STATED EXERCISE – Please transcribe the listing below in full and word for word, without its pictures.

INFORMATION SUPPLIED –
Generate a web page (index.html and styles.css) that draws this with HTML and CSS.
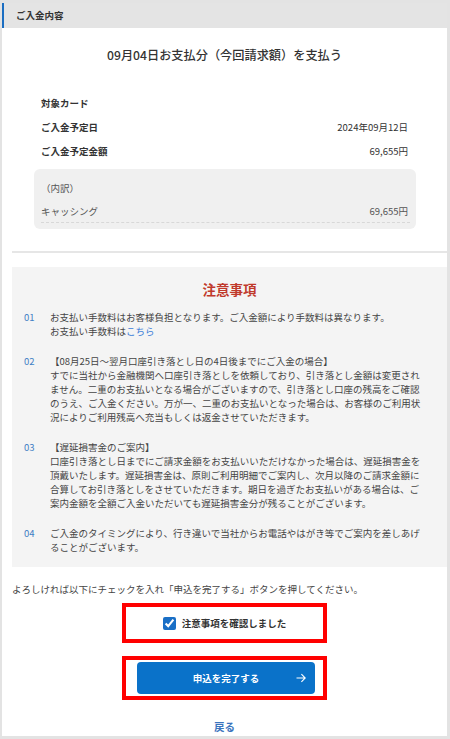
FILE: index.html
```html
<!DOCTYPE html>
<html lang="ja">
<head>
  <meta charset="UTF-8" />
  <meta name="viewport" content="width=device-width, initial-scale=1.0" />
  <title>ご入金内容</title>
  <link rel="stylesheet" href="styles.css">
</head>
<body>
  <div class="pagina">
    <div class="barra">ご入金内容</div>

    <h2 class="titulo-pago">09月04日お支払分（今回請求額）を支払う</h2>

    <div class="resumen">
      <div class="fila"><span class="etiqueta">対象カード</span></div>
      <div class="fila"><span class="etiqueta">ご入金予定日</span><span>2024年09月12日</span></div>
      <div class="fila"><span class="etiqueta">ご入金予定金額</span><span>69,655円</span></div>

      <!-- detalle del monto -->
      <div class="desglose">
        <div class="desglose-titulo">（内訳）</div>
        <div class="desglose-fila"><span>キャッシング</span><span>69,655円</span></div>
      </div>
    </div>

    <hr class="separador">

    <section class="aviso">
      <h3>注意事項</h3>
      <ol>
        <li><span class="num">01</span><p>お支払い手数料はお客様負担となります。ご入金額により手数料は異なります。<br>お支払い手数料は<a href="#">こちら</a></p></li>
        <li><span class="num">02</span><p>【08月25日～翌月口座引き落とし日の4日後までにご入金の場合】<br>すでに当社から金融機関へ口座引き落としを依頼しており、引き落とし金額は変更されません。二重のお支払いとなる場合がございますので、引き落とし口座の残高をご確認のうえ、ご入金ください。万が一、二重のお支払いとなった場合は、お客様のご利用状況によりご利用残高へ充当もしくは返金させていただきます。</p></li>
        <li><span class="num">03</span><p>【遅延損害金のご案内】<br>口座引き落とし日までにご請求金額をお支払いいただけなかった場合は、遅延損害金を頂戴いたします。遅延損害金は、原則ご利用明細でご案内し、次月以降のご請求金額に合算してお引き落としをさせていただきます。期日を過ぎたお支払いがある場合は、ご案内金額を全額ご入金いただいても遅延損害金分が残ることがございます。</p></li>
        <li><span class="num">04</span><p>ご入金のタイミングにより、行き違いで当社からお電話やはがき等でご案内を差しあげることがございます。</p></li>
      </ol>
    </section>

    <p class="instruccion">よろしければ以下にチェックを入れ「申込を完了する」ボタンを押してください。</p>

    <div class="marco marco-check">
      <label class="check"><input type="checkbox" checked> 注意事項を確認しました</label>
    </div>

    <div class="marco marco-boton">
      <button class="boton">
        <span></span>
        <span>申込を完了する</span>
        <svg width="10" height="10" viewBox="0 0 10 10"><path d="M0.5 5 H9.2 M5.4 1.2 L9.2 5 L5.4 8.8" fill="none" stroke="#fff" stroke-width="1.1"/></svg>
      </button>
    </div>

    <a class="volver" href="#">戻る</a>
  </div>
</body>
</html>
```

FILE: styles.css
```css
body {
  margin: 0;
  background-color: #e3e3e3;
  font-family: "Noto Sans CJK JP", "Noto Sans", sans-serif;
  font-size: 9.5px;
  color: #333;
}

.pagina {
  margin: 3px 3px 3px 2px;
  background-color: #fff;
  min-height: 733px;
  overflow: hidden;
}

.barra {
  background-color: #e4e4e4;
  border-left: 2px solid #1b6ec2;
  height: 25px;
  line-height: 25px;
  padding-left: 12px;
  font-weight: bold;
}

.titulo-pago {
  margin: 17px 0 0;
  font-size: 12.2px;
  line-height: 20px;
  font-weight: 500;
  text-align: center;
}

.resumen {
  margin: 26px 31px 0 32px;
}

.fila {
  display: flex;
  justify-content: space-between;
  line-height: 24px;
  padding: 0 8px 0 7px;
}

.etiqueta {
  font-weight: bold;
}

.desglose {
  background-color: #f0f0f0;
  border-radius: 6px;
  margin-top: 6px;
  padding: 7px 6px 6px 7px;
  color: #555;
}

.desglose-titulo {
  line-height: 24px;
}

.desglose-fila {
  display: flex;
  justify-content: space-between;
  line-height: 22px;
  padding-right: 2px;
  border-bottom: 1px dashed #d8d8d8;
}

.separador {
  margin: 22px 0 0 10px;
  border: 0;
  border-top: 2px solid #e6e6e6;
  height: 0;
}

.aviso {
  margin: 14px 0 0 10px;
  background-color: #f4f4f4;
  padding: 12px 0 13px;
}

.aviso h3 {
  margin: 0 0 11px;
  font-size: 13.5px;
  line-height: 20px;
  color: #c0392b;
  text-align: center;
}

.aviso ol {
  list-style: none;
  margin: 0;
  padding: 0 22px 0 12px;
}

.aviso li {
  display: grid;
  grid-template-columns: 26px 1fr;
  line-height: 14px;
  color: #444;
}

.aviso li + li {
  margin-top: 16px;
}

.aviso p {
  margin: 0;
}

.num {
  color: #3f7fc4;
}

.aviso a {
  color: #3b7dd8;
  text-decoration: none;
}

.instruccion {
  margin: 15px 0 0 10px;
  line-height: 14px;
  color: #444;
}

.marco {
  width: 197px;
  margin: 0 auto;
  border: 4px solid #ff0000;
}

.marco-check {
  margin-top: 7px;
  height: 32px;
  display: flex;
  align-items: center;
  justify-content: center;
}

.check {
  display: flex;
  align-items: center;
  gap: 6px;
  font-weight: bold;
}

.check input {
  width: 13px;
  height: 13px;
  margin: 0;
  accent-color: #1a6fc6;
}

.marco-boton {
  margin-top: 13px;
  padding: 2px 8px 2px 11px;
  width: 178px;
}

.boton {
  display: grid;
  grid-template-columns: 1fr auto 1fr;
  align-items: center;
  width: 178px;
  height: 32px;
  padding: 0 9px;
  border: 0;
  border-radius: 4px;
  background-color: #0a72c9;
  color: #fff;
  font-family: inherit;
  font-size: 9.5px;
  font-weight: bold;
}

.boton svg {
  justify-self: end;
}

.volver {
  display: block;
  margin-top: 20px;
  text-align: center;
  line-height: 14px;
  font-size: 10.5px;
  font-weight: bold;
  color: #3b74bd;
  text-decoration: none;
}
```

REPLY TO THE EXERCISE –
Generate a web page (index.html and styles.css) that draws this with HTML and CSS.
FILE: index.html
```html
<!DOCTYPE html>
<html lang="ja">
<head>
  <meta charset="UTF-8" />
  <meta name="viewport" content="width=device-width, initial-scale=1.0" />
  <title>ご入金内容</title>
  <link rel="stylesheet" href="styles.css">
</head>
<body>
  <div class="pagina">
    <div class="barra">ご入金内容</div>

    <h2 class="titulo-pago">09月04日お支払分（今回請求額）を支払う</h2>

    <div class="resumen">
      <div class="fila"><span class="etiqueta">対象カード</span></div>
      <div class="fila"><span class="etiqueta">ご入金予定日</span><span>2024年09月12日</span></div>
      <div class="fila"><span class="etiqueta">ご入金予定金額</span><span>69,655円</span></div>

      <!-- detalle del monto -->
      <div class="desglose">
        <div class="desglose-titulo">（内訳）</div>
        <div class="desglose-fila"><span>キャッシング</span><span>69,655円</span></div>
      </div>
    </div>

    <hr class="separador">

    <section class="aviso">
      <h3>注意事項</h3>
      <ol>
        <li><span class="num">01</span><p>お支払い手数料はお客様負担となります。ご入金額により手数料は異なります。<br>お支払い手数料は<a href="#">こちら</a></p></li>
        <li><span class="num">02</span><p>【08月25日～翌月口座引き落とし日の4日後までにご入金の場合】<br>すでに当社から金融機関へ口座引き落としを依頼しており、引き落とし金額は変更されません。二重のお支払いとなる場合がございますので、引き落とし口座の残高をご確認のうえ、ご入金ください。万が一、二重のお支払いとなった場合は、お客様のご利用状況によりご利用残高へ充当もしくは返金させていただきます。</p></li>
        <li><span class="num">03</span><p>【遅延損害金のご案内】<br>口座引き落とし日までにご請求金額をお支払いいただけなかった場合は、遅延損害金を頂戴いたします。遅延損害金は、原則ご利用明細でご案内し、次月以降のご請求金額に合算してお引き落としをさせていただきます。期日を過ぎたお支払いがある場合は、ご案内金額を全額ご入金いただいても遅延損害金分が残ることがございます。</p></li>
        <li><span class="num">04</span><p>ご入金のタイミングにより、行き違いで当社からお電話やはがき等でご案内を差しあげることがございます。</p></li>
      </ol>
    </section>

    <p class="instruccion">よろしければ以下にチェックを入れ「申込を完了する」ボタンを押してください。</p>

    <div class="marco marco-check">
      <label class="check"><input type="checkbox" checked> 注意事項を確認しました</label>
    </div>

    <div class="marco marco-boton">
      <button class="boton">
        <span></span>
        <span>申込を完了する</span>
        <svg width="10" height="10" viewBox="0 0 10 10"><path d="M0.5 5 H9.2 M5.4 1.2 L9.2 5 L5.4 8.8" fill="none" stroke="#fff" stroke-width="1.1"/></svg>
      </button>
    </div>

    <a class="volver" href="#">戻る</a>
  </div>
</body>
</html>
```

FILE: styles.css
```css
body {
  margin: 0;
  background-color: #e3e3e3;
  font-family: "Noto Sans CJK JP", "Noto Sans", sans-serif;
  font-size: 9.5px;
  color: #333;
}

.pagina {
  margin: 3px 3px 3px 2px;
  background-color: #fff;
  min-height: 733px;
  overflow: hidden;
}

.barra {
  background-color: #e4e4e4;
  border-left: 2px solid #1b6ec2;
  height: 25px;
  line-height: 25px;
  padding-left: 12px;
  font-weight: bold;
}

.titulo-pago {
  margin: 17px 0 0;
  font-size: 12.2px;
  line-height: 20px;
  font-weight: 500;
  text-align: center;
}

.resumen {
  margin: 26px 31px 0 32px;
}

.fila {
  display: flex;
  justify-content: space-between;
  line-height: 24px;
  padding: 0 8px 0 7px;
}

.etiqueta {
  font-weight: bold;
}

.desglose {
  background-color: #f0f0f0;
  border-radius: 6px;
  margin-top: 6px;
  padding: 7px 6px 6px 7px;
  color: #555;
}

.desglose-titulo {
  line-height: 24px;
}

.desglose-fila {
  display: flex;
  justify-content: space-between;
  line-height: 22px;
  padding-right: 2px;
  border-bottom: 1px dashed #d8d8d8;
}

.separador {
  margin: 22px 0 0 10px;
  border: 0;
  border-top: 2px solid #e6e6e6;
  height: 0;
}

.aviso {
  margin: 14px 0 0 10px;
  background-color: #f4f4f4;
  padding: 12px 0 13px;
}

.aviso h3 {
  margin: 0 0 11px;
  font-size: 13.5px;
  line-height: 20px;
  color: #c0392b;
  text-align: center;
}

.aviso ol {
  list-style: none;
  margin: 0;
  padding: 0 22px 0 12px;
}

.aviso li {
  display: grid;
  grid-template-columns: 26px 1fr;
  line-height: 14px;
  color: #444;
}

.aviso li + li {
  margin-top: 16px;
}

.aviso p {
  margin: 0;
}

.num {
  color: #3f7fc4;
}

.aviso a {
  color: #3b7dd8;
  text-decoration: none;
}

.instruccion {
  margin: 15px 0 0 10px;
  line-height: 14px;
  color: #444;
}

.marco {
  width: 197px;
  margin: 0 auto;
  border: 4px solid #ff0000;
}

.marco-check {
  margin-top: 7px;
  height: 32px;
  display: flex;
  align-items: center;
  justify-content: center;
}

.check {
  display: flex;
  align-items: center;
  gap: 6px;
  font-weight: bold;
}

.check input {
  width: 13px;
  height: 13px;
  margin: 0;
  accent-color: #1a6fc6;
}

.marco-boton {
  margin-top: 13px;
  padding: 2px 8px 2px 11px;
  width: 178px;
}

.boton {
  display: grid;
  grid-template-columns: 1fr auto 1fr;
  align-items: center;
  width: 178px;
  height: 32px;
  padding: 0 9px;
  border: 0;
  border-radius: 4px;
  background-color: #0a72c9;
  color: #fff;
  font-family: inherit;
  font-size: 9.5px;
  font-weight: bold;
}

.boton svg {
  justify-self: end;
}

.volver {
  display: block;
  margin-top: 20px;
  text-align: center;
  line-height: 14px;
  font-size: 10.5px;
  font-weight: bold;
  color: #3b74bd;
  text-decoration: none;
}
```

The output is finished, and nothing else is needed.